On Monday, Hardeep Singh Puri, India’s Minister of Petroleum and Natural Gas, announced a deal that will see the United States supply nearly 10% of New Delhi’s liquefied petroleum gas (LPG) imports.
Indian state oil companies have signed a one-year deal to import around 2.2 million tonnes annually of LPG from the US Gulf Coast, he said in a post on X, calling it “a historic first”.
This would be the “first structured US LPG contract for the Indian market” and purchases would be based on “Mount Belvieu as a benchmark for LPG purchases,” he said.
“We believe this move is aimed at diversifying our LPG sourcing, which is currently concentrated in the Middle East, and also to reduce the trade surplus with the United States,” Nomura energy stock analyst Bineet Banka told CNBC in an email response.
India’s total LPG imports are around 20-21 million tonnes annually, he said, adding that if 10% of that supply comes from the US, at current prices, it implies an incremental import of $1 billion from the US. Although Banka said the incremental imports are “not much” compared to India’s $40 billion trade surplus with the US.

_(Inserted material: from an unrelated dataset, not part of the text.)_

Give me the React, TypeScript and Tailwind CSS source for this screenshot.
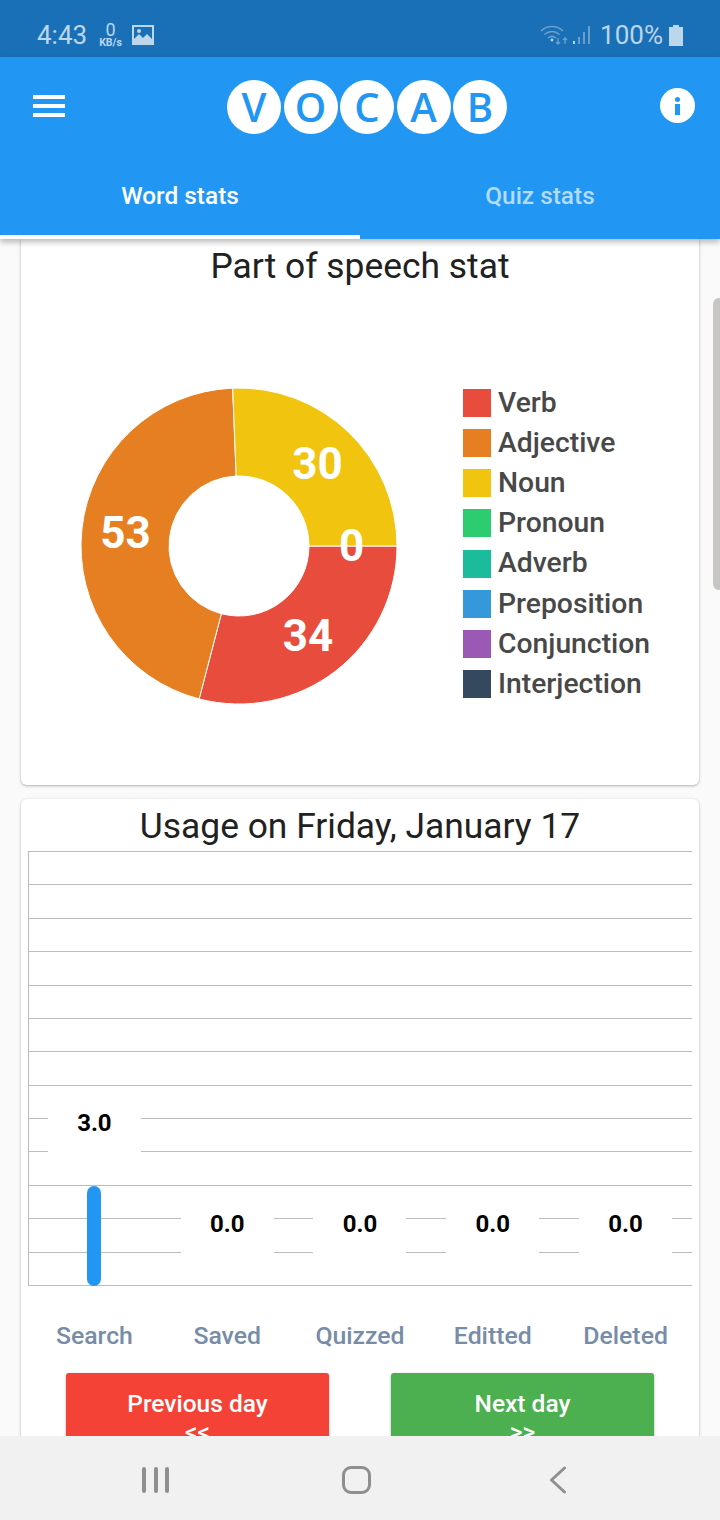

Since August, ties between the United States and India have been strained after Washington imposed a 50% tariff on Indian goods. Reciprocal tariffs of 25% were imposed on Indian products as part of a broad strategy to address trade imbalances and boost domestic industries, while the other 25% was due to India’s import of Russian oil.
Energy trade between the United States and India deepens
In September, President Donald Trump doubled down on his criticism of India, calling trade ties with the country “a totally one-sided disaster!”

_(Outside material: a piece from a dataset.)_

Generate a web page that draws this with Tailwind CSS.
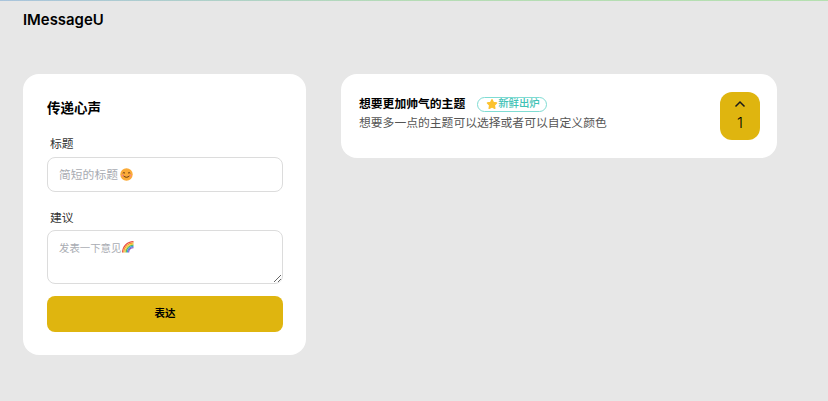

That same month, Indian Commerce Minister Piyush Goyal, who was in the United States for trade negotiations, reportedly said that India will increase its trade in energy products with the United States in the coming years.
“And being close friends, natural partners, our energy security objectives will have a very high element of American participation,” the Indian minister had said.
Both sides have since softened their stances, with Trump recently evoking memories of his last visit to India and referring to Prime Minister Narendra Modi as “his friend” and a “great man” while addressing reporters at the White House on Nov. 6.
The US president also said that India “has largely stopped buying Russian oil”, a fact that is not yet supported by data.
According to data shared by tanker tracker Kpler, as of November 17, Indian imports of Russian crude oil remain at a relatively high level of 1.85 million barrels per day, compared to 1.6 mbd in October.
“With buyers having until November 21 to close transactions with Rosneft and Lukoil, Indian refiners are expected to rush to bring in as many barrels as possible in the coming days,” said Kpler’s Muyu Xu.
But he added that Indian imports of US crude oil “saw a sharp rise in October, reaching 568 kbd (thousands of barrels per day), the highest level since February 2021.”
India imports around 5 million barrels a day of crude oil, according to data from Nomura, which predicts the total impact on the import bill will be around $1.1 billion, assuming the Russian mix’s 35% share this year is reduced to 15% and taking into account an average Russian crude discount of $3 per barrel.
Impact on the Indian economy
Experts are divided on how this change in energy mix will affect India’s economy.
According to Nomura’s Asia Economics team, “India could also benefit if this change [away from Russian crude imports] leads to a trade deal with the United States and reduced tariffs.” The company assumes that the 25% Russian penalty “will be eliminated after November, while the 25% reciprocal tariff will remain in place until FY26.”
But Rystad Energy’s Pankaj Srivastava warns that India’s import bill is expected to rise.
“With the thawing of US-India relations, the reduction of tariffs and the planned expansion of refineries in 2026/2027 along with petrochemical plants, the import bill is expected to increase unless India substantially increases domestic production,” Srivastava, senior vice president of commodity markets at Rystad, told CNBC.